秀吉から『秀』の字を与えられ、『秀信』と名乗った。※以下、秀信と記述する。
『秀信』という名は、秀吉の「秀」を信長の「信」の上にしたことで優位性を示した意味もあれば、大切にしているというアピールの意味も汲み取れる。
元服後は岐阜城と13万石の土地を与えられ、1592年の文禄の役に出陣し活躍したという。
1593年、羽柴姓も贈られ従三位、権中納言となった。
1594年には新公家衆の一人として参内しており、秀吉から厚遇されていたことがよくわかる。
信頼できる子飼の一人という扱いだろうか。
ここまでは秀吉の庇護下で順風満帆に育ったといえるだろう。
秀吉の死、そして関ヶ原の戦いへ
秀吉死後の天下分け目の合戦・関ヶ原の戦いにおいては、秀信は西軍に与して戦った。
秀信は家康との戦の気配を感じてか、関ヶ原の戦いが始まる前年には戦支度をしていたようだ。
秀信が西軍についたことで、美濃の諸勢の大半は秀信の元に集っており人望があったことが覗える。
秀信の戦場は関ヶ原ではなく、美濃であり、池田輝政、浅野幸長、山内一豊らが率いる東軍と激突することになった。
これは『米野の戦い』と呼ばれ、関ヶ原の戦いの前哨戦の一つである。
この戦いは戦力差が3000対18000と絶望的だったために、秀信は敗れる。
その後も奮戦するが、秀信の配下だった杉浦重勝が『竹ヶ鼻城の戦い』で敗れ、追い詰められた秀信は岐阜城に籠城した。
しかし、籠城戦においても凌ぐことができず、ついに秀信は降伏開城して戦いは終わった。
最後まで西軍として戦った秀信は本来であれば処刑されてもおかしくなかったが、東軍には元家臣の縁者も多く、多くの助命嘆願によって生き延びたのであった。

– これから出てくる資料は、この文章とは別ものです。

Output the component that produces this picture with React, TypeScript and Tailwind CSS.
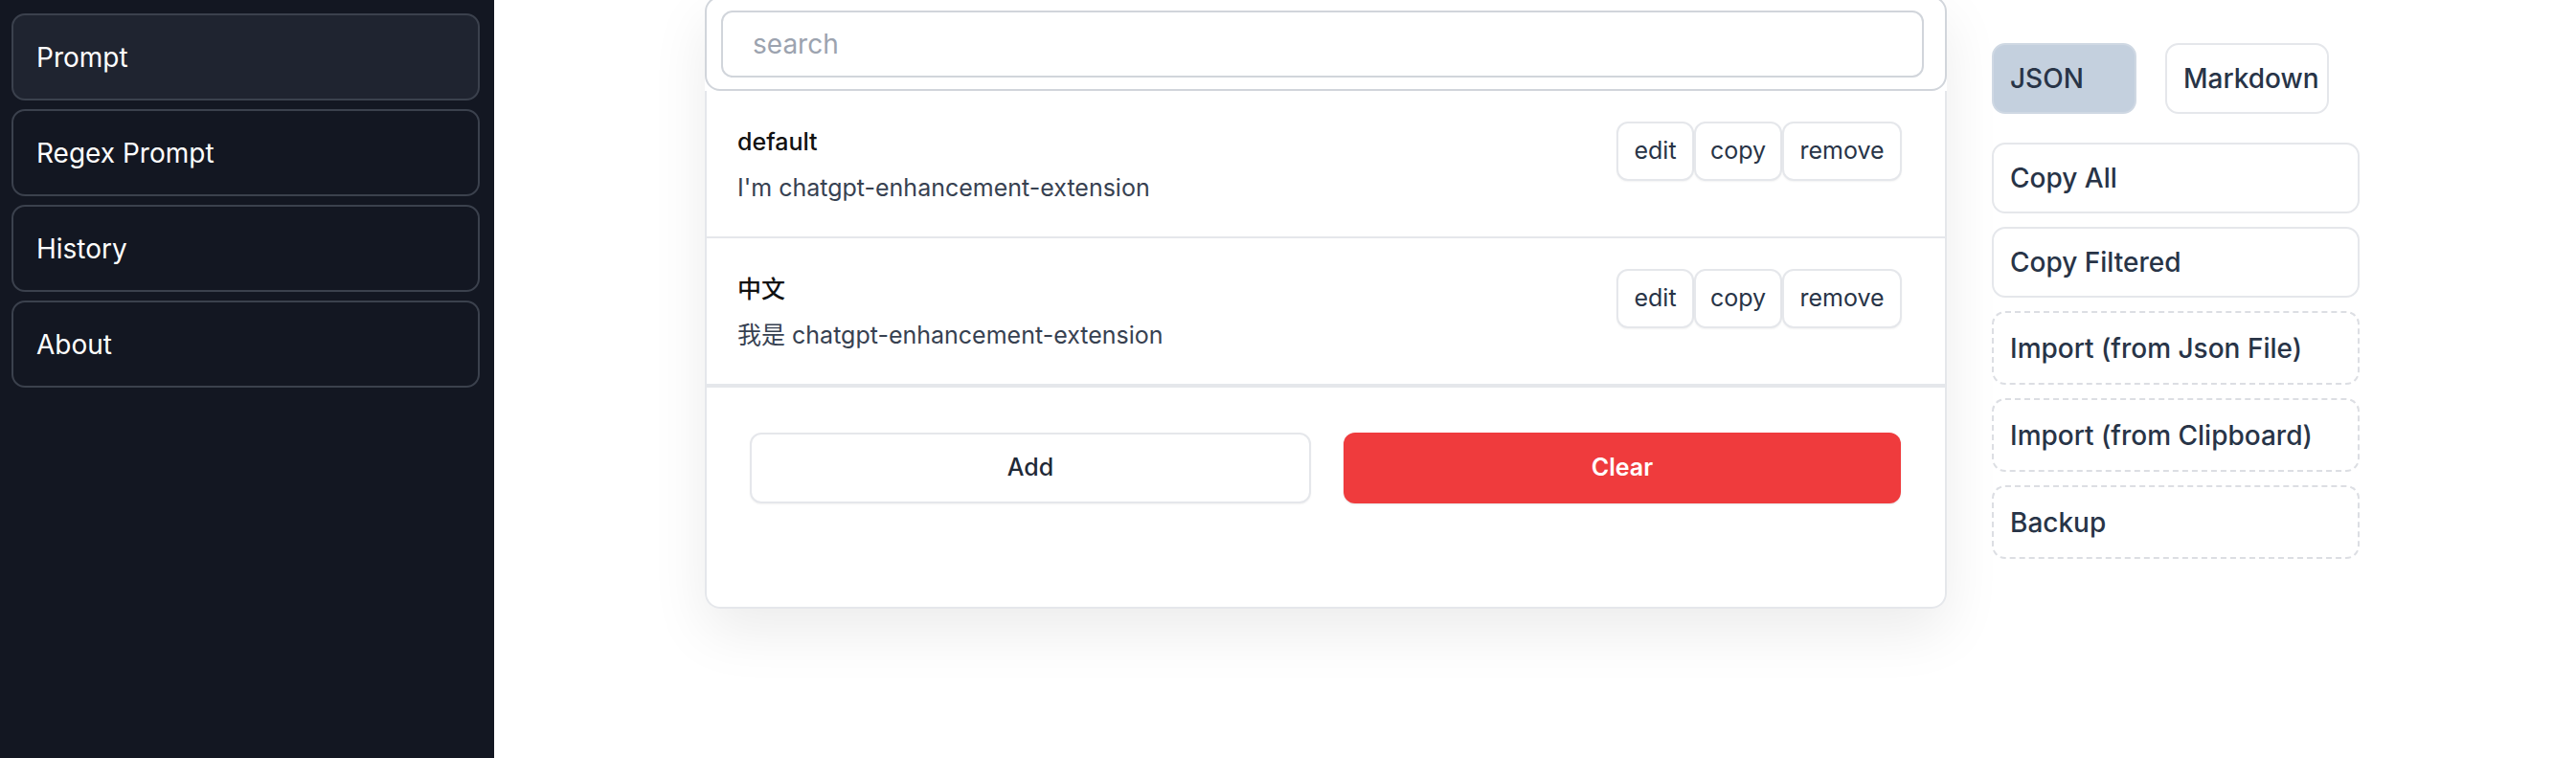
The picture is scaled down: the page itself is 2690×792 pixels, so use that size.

福島正則は、自分の武功を引き換えにして助命嘆願したという。
高野山に行ったが・・・
助命嘆願によって生き延びた秀信であったが、所領は没収となり高野山で修行を積むことになった。
しかし、そこで秀信を待っていたのは苦難であった。
かつて祖父・信長が行った高野山攻めの影響で、秀信には恨み辛みが待っていた。
高野山側からすれば、その血を引いている秀信を簡単に受け入れられるはずもなかったのである。
散々引き延ばされた後にようやく入山許可は下りたが、入山し出家した後も迫害され続けたという。
1605年には下山し、高野山近くの山麓に幽居している。これは実質的な高野山追放と考えられている。
同年5月27日、そのまま山麓で亡くなった。(享年26)
死亡原因や、高野山を下りた具体的な理由については不明である。
子供がいるかどうかも不明となっている。
最後に
織田秀信は、秀吉によって人生を決められた筆頭ともいえそうだ。
とはいえ、少なくとも秀吉が生きていた間は厚遇されて順調に育ち、期待の若手だったはずである。
秀吉がもう少し長生きしていれば、その才気を遺憾なく発揮していたかもしれない。